The Real Problem With Masterchef

BBC cookery show Masterchef concluded its latest series last week, a series that almost wasn’t shown due to controversy. One of its presenters, Gregg Wallace, was sacked following 83 allegations of inappropriate language and behaviour, while his co-host John Torode also fell foul of an offence archaeologist and was relieved of his position too.

When the story burst through a few months back, most in the media lambasted Wallace, while a few commentators tentatively backed him amid what they perceived as a witch hunt. I had one foot in both of these camps, of which more shortly. Torode gained more sympathy, seemingly fired for repeating a burst of a rap song several years ago, one which contained that word beginning with N that has now been decreed the worst thing you can ever say. I for one hope that Torode, who has instigated legal action, takes his former employers to the cleaners.

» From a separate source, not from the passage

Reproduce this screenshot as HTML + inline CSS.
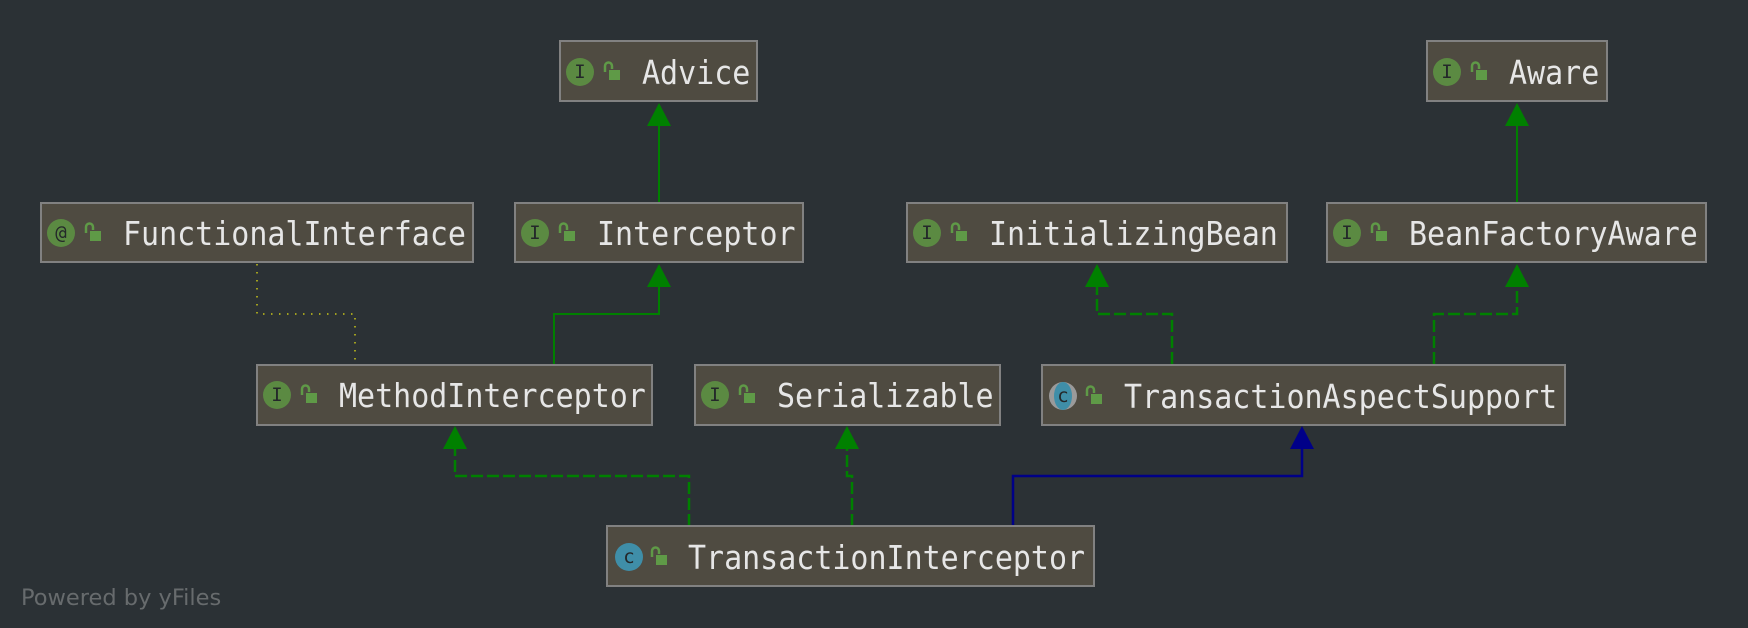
<!DOCTYPE html>
<html><head><meta charset="utf-8"><style>
html,body{margin:0;padding:0;background:#2b3135;width:1748px;height:628px;overflow:hidden}
svg{display:block}
.b{fill:#4f4b41;stroke:#818181;stroke-width:2}
.t{font-family:"DejaVu Sans Mono","Liberation Mono",monospace;font-size:30px;fill:#e6e6e6;transform-box:fill-box;transform-origin:center;transform:scaleY(1.1)}
.ic{font-family:"DejaVu Sans Mono","Liberation Mono",monospace;font-size:19px;fill:#24282a;text-anchor:middle}
.g{stroke:#008000;stroke-width:2;fill:none}
.d{stroke:#008000;stroke-width:2.5;fill:none;stroke-dasharray:12 4}
.ah{fill:#008000}
.lk{fill:#5f9a47}
.lks{stroke:#5f9a47;stroke-width:2.5;fill:none}
</style></head><body>
<svg width="1748" height="628" viewBox="0 0 1748 628" xmlns="http://www.w3.org/2000/svg">
<path class="g" d="M659 202V120"/><path class="ah" d="M659 103l-12 23h24z"/>
<path class="g" d="M1517 202V120"/><path class="ah" d="M1517 103l-12 23h24z"/>
<path class="g" d="M554 364V314H659V282"/><path class="ah" d="M659 264l-12 23h24z"/>
<path d="M257 264V314H355V364" stroke="#a0a020" stroke-width="2" fill="none" stroke-dasharray="1.5 6.5"/>
<path class="d" d="M1172 364V314H1097V285"/><path class="ah" d="M1097 264l-12 23h24z"/>
<path class="d" d="M1434 364V314H1517V285"/><path class="ah" d="M1517 264l-12 23h24z"/>
<path class="d" d="M689 526V476H455V447"/><path class="ah" d="M455 426l-12 23h24z"/>
<path class="d" d="M852 526V476H847V447"/><path class="ah" d="M847 426l-12 23h24z"/>
<path d="M1013 526V476H1302V447" stroke="#000088" stroke-width="2.5" fill="none"/><path d="M1302 426l-12 23h24z" fill="#000088"/>

<g>
<rect class="b" x="560" y="41" width="197" height="60"/>
<circle cx="580" cy="72" r="14" fill="#5b8a42"/><text class="ic" x="580" y="78">I</text>
<rect class="lk" x="609" y="70" width="11" height="10"/><path class="lks" d="M605 72V66a3.5 3.5 0 0 1 7 0v3"/>
<text class="t" x="642" y="83">Advice</text>
</g>
<g>
<rect class="b" x="1427" y="41" width="180" height="60"/>
<circle cx="1447" cy="72" r="14" fill="#5b8a42"/><text class="ic" x="1447" y="78">I</text>
<rect class="lk" x="1476" y="70" width="11" height="10"/><path class="lks" d="M1472 72V66a3.5 3.5 0 0 1 7 0v3"/>
<text class="t" x="1509" y="83">Aware</text>
</g>
<g>
<rect class="b" x="41" y="203" width="432" height="59"/>
<circle cx="61" cy="233" r="14" fill="#5b8a42"/><text class="ic" x="61" y="239">@</text>
<rect class="lk" x="90" y="231" width="11" height="10"/><path class="lks" d="M86 233V227a3.5 3.5 0 0 1 7 0v3"/>
<text class="t" x="123" y="244">FunctionalInterface</text>
</g>
<g>
<rect class="b" x="515" y="203" width="288" height="59"/>
<circle cx="535" cy="233" r="14" fill="#5b8a42"/><text class="ic" x="535" y="239">I</text>
<rect class="lk" x="564" y="231" width="11" height="10"/><path class="lks" d="M560 233V227a3.5 3.5 0 0 1 7 0v3"/>
<text class="t" x="597" y="244">Interceptor</text>
</g>
<g>
<rect class="b" x="907" y="203" width="380" height="59"/>
<circle cx="927" cy="233" r="14" fill="#5b8a42"/><text class="ic" x="927" y="239">I</text>
<rect class="lk" x="956" y="231" width="11" height="10"/><path class="lks" d="M952 233V227a3.5 3.5 0 0 1 7 0v3"/>
<text class="t" x="989" y="244">InitializingBean</text>
</g>
<g>
<rect class="b" x="1327" y="203" width="379" height="59"/>
<circle cx="1347" cy="233" r="14" fill="#5b8a42"/><text class="ic" x="1347" y="239">I</text>
<rect class="lk" x="1376" y="231" width="11" height="10"/><path class="lks" d="M1372 233V227a3.5 3.5 0 0 1 7 0v3"/>
<text class="t" x="1409" y="244">BeanFactoryAware</text>
</g>
<g>
<rect class="b" x="257" y="365" width="395" height="60"/>
<circle cx="277" cy="395" r="14" fill="#5b8a42"/><text class="ic" x="277" y="401">I</text>
<rect class="lk" x="306" y="393" width="11" height="10"/><path class="lks" d="M302 395V389a3.5 3.5 0 0 1 7 0v3"/>
<text class="t" x="339" y="406">MethodInterceptor</text>
</g>
<g>
<rect class="b" x="695" y="365" width="305" height="60"/>
<circle cx="715" cy="395" r="14" fill="#5b8a42"/><text class="ic" x="715" y="401">I</text>
<rect class="lk" x="744" y="393" width="11" height="10"/><path class="lks" d="M740 395V389a3.5 3.5 0 0 1 7 0v3"/>
<text class="t" x="777" y="406">Serializable</text>
</g>
<g>
<rect class="b" x="1042" y="365" width="523" height="60"/>
<ellipse cx="1063" cy="396" rx="14" ry="14" fill="#9a9a9a"/>
<ellipse cx="1063" cy="396" rx="9" ry="14" fill="#3f8ea8"/><text class="ic" x="1063" y="402">c</text>
<rect class="lk" x="1091" y="394" width="11" height="10"/><path class="lks" d="M1087 396V390a3.5 3.5 0 0 1 7 0v3"/>
<text class="t" x="1124" y="407">TransactionAspectSupport</text>
</g>
<g>
<rect class="b" x="607" y="526" width="487" height="60"/>
<circle cx="629" cy="557" r="14" fill="#3f8ea8"/><text class="ic" x="629" y="563">c</text>
<rect class="lk" x="656" y="555" width="11" height="10"/><path class="lks" d="M652 557V551a3.5 3.5 0 0 1 7 0v3"/>
<text class="t" x="688" y="568">TransactionInterceptor</text>
</g>
<text x="21" y="605" font-family="'DejaVu Sans','Liberation Sans',sans-serif" font-size="22.5" fill="#676b6d">Powered by yFiles</text>
</svg>
</body></html>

But one thing that wasn’t discussed much, even by those on the Right, is the more general problem with Masterchef and what it’s become. Before I get into this, let me lay out my ‘qualifications’: I religiously watched the show from 2008 to 2023, barely missing a single episode. I also watched virtually every episode of Masterchef: The Professionals during that time, and several series of Celebrity Masterchef (before giving up in 2022). I even watched some Junior Masterchef! I have visited both the old Masterchef studio in Islington and the subsequent one in Newham and taken photos (sad, I know). I went to Masterchef Live and saw John and Gregg. In short, I know my Masterchef. Why did I like it so much? I guess the format of the show was just appealing – as it is to millions – and I love food: I’d usually try to watch it while eating my own, almost always inferior, grub in front of it.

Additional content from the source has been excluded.